CJ: Well, my role as a critic is coming to an end. But the older I get, I become more convinced the thing a critic should do is point toward the things he or she admires, for the benefit of the next generation. I’d like to be able to go back and add things where I thought I was insufficiently attentive to the qualities of a work of art. I’d be less interested now in attacking. Only be hostile in defense of a value.
Dwight Garner is a book critic for The New York Times. This interview has been edited and condensed.
This book’s opening sentence is: “I was born in 1939. The other big event of that year was the outbreak of the Second World War, but for the moment that did not affect me.”
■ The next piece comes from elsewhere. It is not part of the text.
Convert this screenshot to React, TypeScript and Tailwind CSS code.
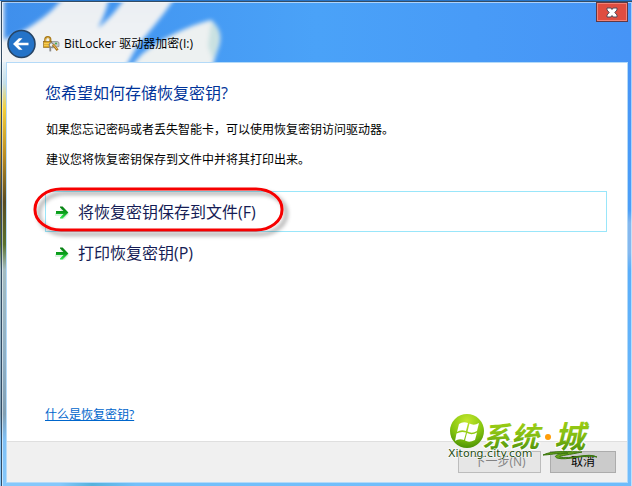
import type { ReactNode } from "react";

const BODY = "如果您忘记密码或者丢失智能卡，可以使用恢复密钥访问驱动器。";
const ADVICE = "建议您将恢复密钥保存到文件中并将其打印出来。";

function Wallpaper() {
  return (
    <svg className="absolute inset-0 h-full w-full" viewBox="0 0 632 486" preserveAspectRatio="none" aria-hidden="true">
      <defs>
        <linearGradient id="sky" x1="0" x2="1" y1="0" y2="0">
          <stop offset="0" stopColor="#3f8fec" />
          <stop offset="0.5" stopColor="#4aa2f8" />
          <stop offset="1" stopColor="#4694f6" />
        </linearGradient>
        <linearGradient id="leftEdge" x1="0" x2="0" y1="62" y2="486" gradientUnits="userSpaceOnUse">
          <stop offset="0" stopColor="#e4f0f8" />
          <stop offset="0.05" stopColor="#c5dfe8" />
          <stop offset="0.11" stopColor="#f3cf3c" />
          <stop offset="0.22" stopColor="#b98c22" />
          <stop offset="0.33" stopColor="#584a20" />
          <stop offset="0.43" stopColor="#58702c" />
          <stop offset="0.49" stopColor="#a3bcc2" />
          <stop offset="0.7" stopColor="#8fb0c6" />
          <stop offset="0.83" stopColor="#82a0b4" />
          <stop offset="0.89" stopColor="#7fc0f5" />
          <stop offset="1" stopColor="#85c8fb" />
        </linearGradient>
        <linearGradient id="rightEdge" x1="0" x2="0" y1="62" y2="486" gradientUnits="userSpaceOnUse">
          <stop offset="0" stopColor="#4694f6" />
          <stop offset="0.35" stopColor="#4c9ff8" />
          <stop offset="0.38" stopColor="#85b8ee" />
          <stop offset="0.45" stopColor="#85b8ee" />
          <stop offset="0.49" stopColor="#5aaefa" />
          <stop offset="1" stopColor="#72bdfb" />
        </linearGradient>
        <linearGradient id="bottomEdge" x1="0" x2="1" y1="0" y2="0">
          <stop offset="0" stopColor="#85c8fb" />
          <stop offset="0.09" stopColor="#85c8fb" />
          <stop offset="0.14" stopColor="#56b2dc" />
          <stop offset="0.21" stopColor="#74c0fa" />
          <stop offset="1" stopColor="#6ebcfb" />
        </linearGradient>
        <linearGradient id="petal" x1="0" x2="0" y1="0" y2="1">
          <stop offset="0" stopColor="#e9eef2" />
          <stop offset="1" stopColor="#f4f5f6" />
        </linearGradient>
        <filter id="soft" x="-20%" y="-20%" width="140%" height="140%">
          <feGaussianBlur stdDeviation="2" />
        </filter>
      </defs>
      <rect width="632" height="486" fill="url(#sky)" />
      <g filter="url(#soft)">
        <path d="M-6 70V-8H4V40C16 35 26 30 34 24C46 16 56 8 68-8H110C107 10 103 18 98 28C108 20 120 8 128-8H178C168 10 152 28 136 48L124 70Z" fill="url(#petal)" />
        <path d="M128 70L142 54C162 38 188 26 211 20C220 28 222 36 219 46L211 70Z" fill="#edf1f1" />
        <path d="M211 22C221 28 223 38 213 60L208 46Z" fill="#c9e1e1" />
      </g>
      <rect y="62" width="8" height="424" fill="url(#leftEdge)" />
      <rect x="626" y="62" width="6" height="424" fill="url(#rightEdge)" />
      <rect x="4" y="482" width="628" height="4" fill="url(#bottomEdge)" />
      <path d="M0 0H632V1H0Z" fill="#2674c8" />
      <path d="M1 1H632V2H1ZM1 2H2V486H1Z" fill="#344c64" />
      <path d="M2 2H632V3H2ZM2 3H3V486H2ZM631 3H632V486H631Z" fill="#fff" opacity="0.55" />
    </svg>
  );
}

function BackIcon() {
  return (
    <svg viewBox="0 0 30 30" className="block h-[30px] w-[30px]" aria-hidden="true">
      <circle cx="14.500" cy="15" r="13.5" fill="#2473c8" stroke="#274566" strokeWidth="1.6" />
      <path d="M21.500 13.7H11.300L15.500 9.2H11.900L6 15L11.900 20.8H15.500L11.300 16.3H21.500Z" fill="#fff" />
    </svg>
  );
}

function KeyLockIcon() {
  return (
    <svg viewBox="0 0 16 16" className="block h-4 w-4 overflow-visible" aria-hidden="true">
      <path d="M8 5.500H14.500L16 6.500V10.500L9 12Z" fill="#c4c8ca" stroke="#737a7e" strokeWidth="0.6" />
      <circle cx="13" cy="7.500" r="1" fill="#3ba84a" />
      <path d="M2.200 6.500V3.600C2.200 0 7.400 0 7.400 3.600V6.500" fill="none" stroke="#a67716" strokeWidth="2" />
      <path d="M2.600 6V3.500C3 1 6.700 1 7 3.500" fill="none" stroke="#f2cd67" strokeWidth="0.8" />
      <rect x="0.6" y="5.500" width="7.600" height="6" fill="#dda823" stroke="#875f15" strokeWidth="0.6" />
      <path d="M1 7.400H7.600M1 9.300H7.600" stroke="#ffdc72" strokeWidth="0.8" />
      <circle cx="8.300" cy="9" r="2.200" fill="#ededed" stroke="#727272" strokeWidth="1" />
      <path d="M7.300 11V15.400" stroke="#8b8b8b" strokeWidth="1.800" />
      <path d="M10 8.500L14.600 14.200" stroke="#a9741e" strokeWidth="2.600" />
      <path d="M10.300 8.700L14 13.200" stroke="#efc25c" strokeWidth="1" />
    </svg>
  );
}

function CloseIcon() {
  return (
    <svg viewBox="0 0 12 11" className="block h-[11px] w-3" aria-hidden="true">
      <path d="M1 1H5L6 2.500L7 1H11V3L8.800 5.500L11 8V10H7L6 8.500L5 10H1V8L3.200 5.500L1 3Z" fill="#fff" stroke="#534a58" strokeWidth="1" />
    </svg>
  );
}

function GreenArrow() {
  return (
    <svg viewBox="0 0 16 16" className="block h-4 w-4 shrink-0 overflow-visible" aria-hidden="true">
      <defs>
        <linearGradient id="arrowGreen" x1="0" x2="0" y1="0" y2="1">
          <stop offset="0" stopColor="#087d12" />
          <stop offset="0.5" stopColor="#0b9e1c" />
          <stop offset="1" stopColor="#32ee50" />
        </linearGradient>
      </defs>
      <path d="M1 9H9L6 5H10L15 10L10 15H6L9 12H1Z" fill="#8c9" opacity="0.3" />
      <path d="M2 7H9.500L6 3.500V2.500H8.600L14.400 8.500L8.600 14.500H6V13.500L9.500 10H2Z" fill="url(#arrowGreen)" />
    </svg>
  );
}

function Option({ children, active }: { children: ReactNode; active?: boolean }) {
  return (
    <button
      type="button"
      className={`flex h-[41px] w-full items-center gap-2 border pl-2 text-left text-base text-[#151c55] ${
        active ? "border-[#99e6fa]" : "border-transparent"
      }`}
    >
      <GreenArrow />
      <span>{children}</span>
    </button>
  );
}

function HighlightRing() {
  return (
    <svg viewBox="0 0 260 56" className="pointer-events-none absolute -top-1 -left-3 h-14 w-[260px] overflow-visible" aria-hidden="true">
      <defs>
        <filter id="ringShadow" x="-10%" y="-20%" width="120%" height="150%">
          <feDropShadow dx="4" dy="4" stdDeviation="2" floodColor="#000" floodOpacity="0.4" />
        </filter>
      </defs>
      <rect x="2" y="2" width="247" height="41" rx="26" ry="20" fill="none" stroke="#f60000" strokeWidth="3" filter="url(#ringShadow)" />
    </svg>
  );
}

function SiteMark() {
  return (
    <svg
      viewBox="0 0 150 48"
      className="pointer-events-none absolute right-7 bottom-5 h-12 w-[150px] overflow-visible"
      role="img"
      aria-label="系统城 Xitong.city.com"
    >
      <defs>
        <radialGradient id="orb" cx="0.5" cy="0.2" r="0.8">
          <stop offset="0" stopColor="#c3e62e" />
          <stop offset="0.6" stopColor="#86c60f" />
          <stop offset="1" stopColor="#4c9206" />
        </radialGradient>
        <linearGradient id="leaf" x1="0" x2="0" y1="0" y2="1">
          <stop offset="0" stopColor="#a8d616" />
          <stop offset="0.5" stopColor="#86bf12" />
          <stop offset="1" stopColor="#3f8408" />
        </linearGradient>
      </defs>
      <circle cx="18" cy="17" r="17" fill="url(#orb)" />
      <path d="M10 10Q14 7 19 9L17 17Q12 15 8 18ZM20.500 9.500Q25 12 30 9L28 17Q23 20 18.500 17.500ZM7.500 19.500Q12 17 17 18.500L15 26Q10 24 6 27ZM18 19Q23 21.500 28 18.500L26 26Q20 29 16 26.500Z" fill="#fff" />
      <g fontFamily="'Noto Sans CJK SC', sans-serif" fontWeight="700" fontStyle="italic" fill="url(#leaf)" stroke="#fff" strokeWidth="2" paintOrder="stroke">
        <text x="33" y="33" fontSize="28">系</text>
        <text x="62" y="33" fontSize="28">统</text>
        <text x="105" y="34" fontSize="31">城</text>
      </g>
      <circle cx="99" cy="23" r="3" fill="#ff9d09" />
      <path d="M94 41C104 36 122 38 133 38C119 41 108 42 111 43C120 46 140 38 148 43C134 40 118 47 108 44C102 41 115 39 119 39C108 39 100 41 94 41Z" fill="#69a51b" stroke="#3a7410" strokeWidth="1" />
      <text x="-1" y="43" fontFamily="'DejaVu Sans', sans-serif" fontSize="11" fill="#244b10" stroke="#fff" strokeWidth="1" paintOrder="stroke">
        Xitong.city.com
      </text>
    </svg>
  );
}

export default function App() {
  return (
    <div className="relative flex min-h-screen flex-col bg-[#4694f6] pr-[5px] pb-1 pl-[7px] font-['Open_Sans','Noto_Sans_CJK_SC',sans-serif] text-xs text-black">
      <Wallpaper />

      {/* Title bar */}
      <header className="relative flex h-[63px] items-end pb-1">
        <button type="button" aria-label="后退" className="rounded-full">
          <BackIcon />
        </button>
        <div className="flex h-[30px] items-center gap-[5px] pl-1.5">
          <KeyLockIcon />
          <h1>BitLocker 驱动器加密(I:)</h1>
        </div>
        <button
          type="button"
          aria-label="关闭"
          className="absolute top-0.5 -right-px flex h-5 w-8 items-center justify-center border border-[#603845] bg-[#df4d40] inset-ring inset-ring-[#f08377]"
        >
          <CloseIcon />
        </button>
      </header>

      {/* Wizard page */}
      <div className="relative flex flex-1 flex-col bg-white outline outline-[#b4daf8]">
        <main className="flex flex-1 flex-col items-start pt-[18px] pr-5 pb-4 pl-[38px]">
          <h2 className="text-base leading-6 text-[#003399]">您希望如何存储恢复密钥?</h2>
          <p className="mt-[15px] pl-px leading-5">{BODY}</p>
          <p className="mt-2.5 pl-px leading-5">{ADVICE}</p>
          <div className="relative mt-[21px] w-full">
            <Option active>将恢复密钥保存到文件(F)</Option>
            <Option>打印恢复密钥(P)</Option>
            <HighlightRing />
          </div>
          <a href="#recovery-key" className="mt-auto leading-5 text-[#0066cc] underline">
            什么是恢复密钥?
          </a>
        </main>

        <footer className="flex h-[41px] items-center justify-end gap-[9px] border-t border-[#dfdfdf] bg-[#f0f0f0] pr-[11px]">
          <button type="button" disabled className="h-[22px] w-[83px] border border-[#bcbcbc] bg-[#e6e6e6] text-[#838383]">
            下一步(N)
          </button>
          <button type="button" className="h-[22px] w-[66px] border border-[#acacac] bg-[#cbcbcb]">
            取消
          </button>
        </footer>
        <SiteMark />
      </div>
    </div>
  );
}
In his 1985 memoir “Falling Towards England” he wrote: “It is almost better to be an impulse shirt-buyer than an impulse shoe-buyer. I have worn shirts that made people think I was a retired Mafia hit-man or a Yugoslavian sports convener from Split, but I have worn shoes that made people think I was insane.”
James is a well-known poet. His most anthologized piece of verse has long been “The Book of My Enemy Has Been Remaindered,” a comic masterpiece that commences: “The book of my enemy has been remaindered / And I am pleased. / In vast quantities it has been remaindered / Like a van-load of counterfeit that has been seized.”
James once wrote about highbrows who shun TV: “Anyone afraid of what he thinks television does to the world is probably just afraid of the world.”
James also wrote music criticism in the 1970s for Creem magazine. This stuff is worth finding. He compared Robbie Robertson’s lyrics for The Band to “receiving intermittently clear radio transmissions from a station outside time.”
James himself became adept at the tango. About it, he wrote: “A man who wants to find out who he really is should try watching the woman he loves as she dances the tango with a maestro.”
About drink, James once deposed: “My idea of a fine wine was one that merely stained your teeth without stripping the enamel.”